_Records for processing_:
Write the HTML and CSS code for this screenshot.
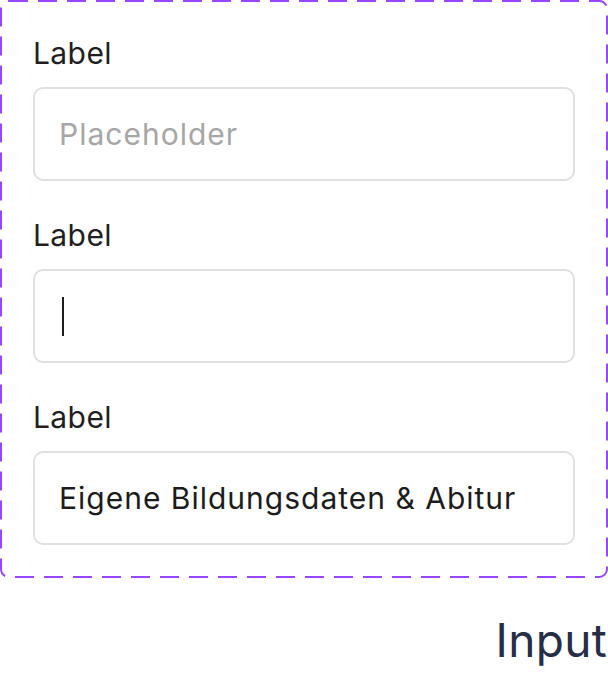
FILE: index.html
```html
<!DOCTYPE html>
<html lang="de">
<head>
<meta charset="utf-8">
<title>Input</title>
<link rel="stylesheet" href="styles.css">
</head>
<body>
<div class="page">
  <div class="set">
    <svg class="set-border" width="100%" height="100%" aria-hidden="true">
      <rect x="1" y="1" width="606" height="576" rx="8" ry="8" fill="none" stroke="#9747FF" stroke-width="2" stroke-dasharray="19 10"/>
    </svg>
    <div class="field">
      <span class="label">Label</span>
      <div class="input"><span class="placeholder">Placeholder</span></div>
    </div>
    <div class="field">
      <span class="label">Label</span>
      <div class="input"><span class="caret"></span></div>
    </div>
    <div class="field">
      <span class="label">Label</span>
      <div class="input"><span class="value">Eigene Bildungsdaten &amp; Abitur</span></div>
    </div>
  </div>
  <div class="title">Input</div>
</div>
</body>
</html>
```

FILE: styles.css
```css
* { box-sizing: border-box; }
html, body { margin: 0; padding: 0; background: #ffffff; }
body { font-family: Inter, "Noto Sans", sans-serif; }

.page {
  width: 608px;
  display: flex;
  flex-direction: column;
}

.set {
  position: relative;
  width: 608px;
  height: 578px;
  padding: 35px 33px 33px 33px;
  display: flex;
  flex-direction: column;
  gap: 36px;
}

.set-border {
  position: absolute;
  left: 0;
  top: 0;
  width: 608px;
  height: 578px;
  pointer-events: none;
}

.field {
  display: flex;
  flex-direction: column;
  gap: 16px;
}

.label {
  font-size: 30px;
  line-height: 36px;
  height: 36px;
  letter-spacing: 0.4px;
  color: #1f1f1f;
}

.input {
  height: 94px;
  border: 2px solid #e0e0e0;
  border-radius: 10px;
  padding: 0 24px;
  display: flex;
  align-items: center;
  font-size: 30px;
  line-height: 36px;
  letter-spacing: 1px;
}

.placeholder { color: #a6a6a6; }
.value { color: #1c1c1c; }

.caret {
  display: block;
  width: 2px;
  height: 39px;
  margin-left: 3px;
  background: #1f1f1f;
}

.title {
  margin-top: 34px;
  align-self: flex-end;
  margin-right: 1px;
  font-size: 46px;
  line-height: 56px;
  letter-spacing: 0.3px;
  color: #262d47;
}
```
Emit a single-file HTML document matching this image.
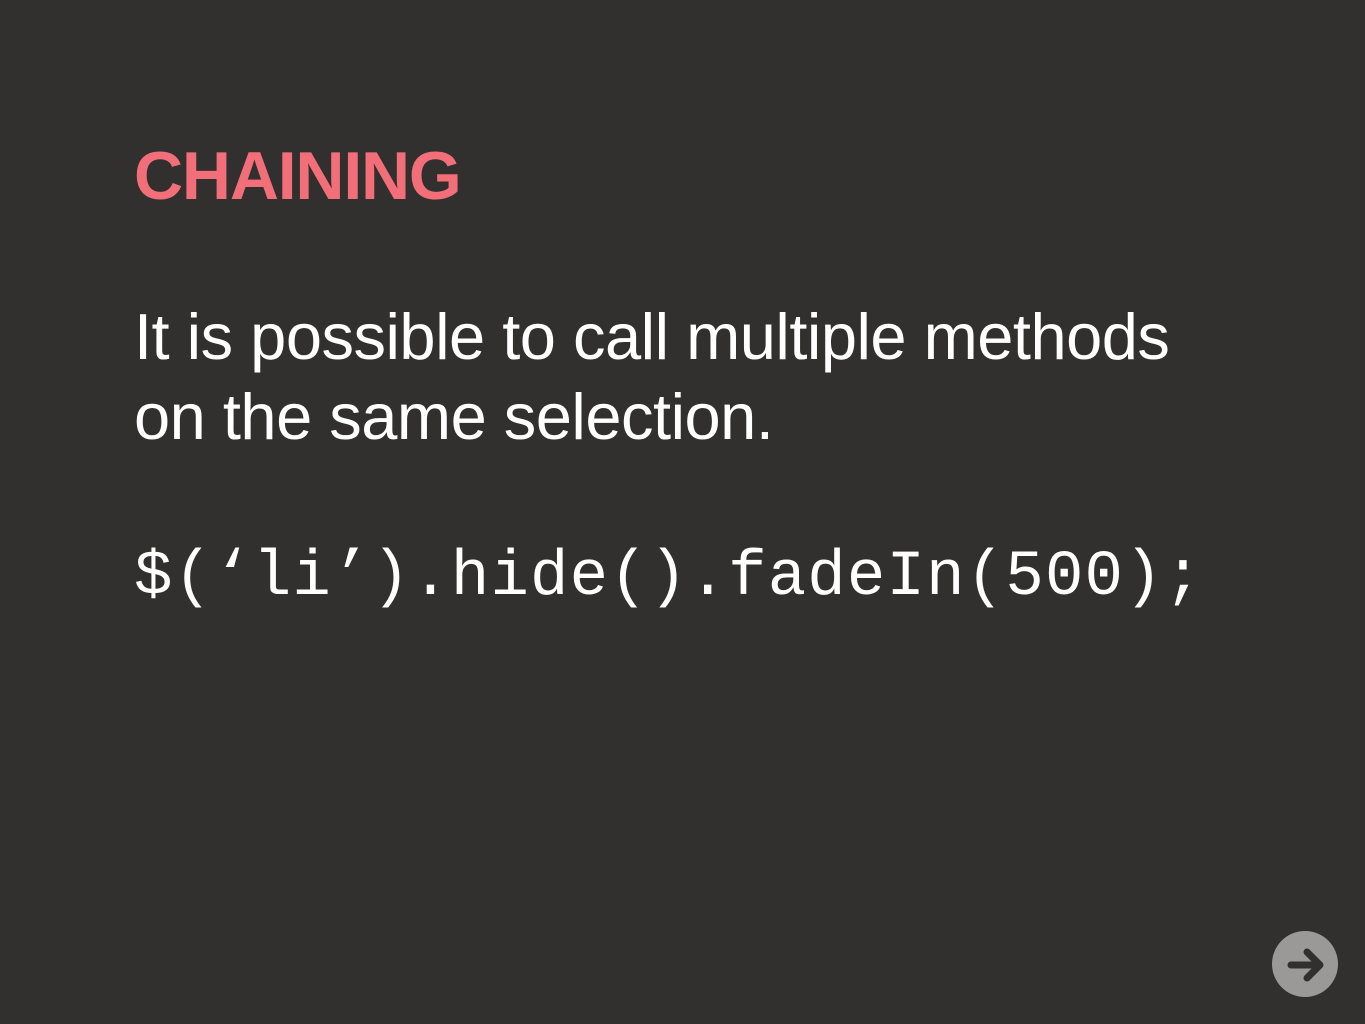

_Challenge_:
Leave out the pictures and return every record word for word.

_Reply_:
Write the HTML and CSS code for this screenshot.
FILE: index.html
```html
<!DOCTYPE html>
<html lang="de">
<head>
<meta charset="utf-8">
<title>Input</title>
<link rel="stylesheet" href="styles.css">
</head>
<body>
<div class="page">
  <div class="set">
    <svg class="set-border" width="100%" height="100%" aria-hidden="true">
      <rect x="1" y="1" width="606" height="576" rx="8" ry="8" fill="none" stroke="#9747FF" stroke-width="2" stroke-dasharray="19 10"/>
    </svg>
    <div class="field">
      <span class="label">Label</span>
      <div class="input"><span class="placeholder">Placeholder</span></div>
    </div>
    <div class="field">
      <span class="label">Label</span>
      <div class="input"><span class="caret"></span></div>
    </div>
    <div class="field">
      <span class="label">Label</span>
      <div class="input"><span class="value">Eigene Bildungsdaten &amp; Abitur</span></div>
    </div>
  </div>
  <div class="title">Input</div>
</div>
</body>
</html>
```

FILE: styles.css
```css
* { box-sizing: border-box; }
html, body { margin: 0; padding: 0; background: #ffffff; }
body { font-family: Inter, "Noto Sans", sans-serif; }

.page {
  width: 608px;
  display: flex;
  flex-direction: column;
}

.set {
  position: relative;
  width: 608px;
  height: 578px;
  padding: 35px 33px 33px 33px;
  display: flex;
  flex-direction: column;
  gap: 36px;
}

.set-border {
  position: absolute;
  left: 0;
  top: 0;
  width: 608px;
  height: 578px;
  pointer-events: none;
}

.field {
  display: flex;
  flex-direction: column;
  gap: 16px;
}

.label {
  font-size: 30px;
  line-height: 36px;
  height: 36px;
  letter-spacing: 0.4px;
  color: #1f1f1f;
}

.input {
  height: 94px;
  border: 2px solid #e0e0e0;
  border-radius: 10px;
  padding: 0 24px;
  display: flex;
  align-items: center;
  font-size: 30px;
  line-height: 36px;
  letter-spacing: 1px;
}

.placeholder { color: #a6a6a6; }
.value { color: #1c1c1c; }

.caret {
  display: block;
  width: 2px;
  height: 39px;
  margin-left: 3px;
  background: #1f1f1f;
}

.title {
  margin-top: 34px;
  align-self: flex-end;
  margin-right: 1px;
  font-size: 46px;
  line-height: 56px;
  letter-spacing: 0.3px;
  color: #262d47;
}
```
Emit a single-file HTML document matching this image.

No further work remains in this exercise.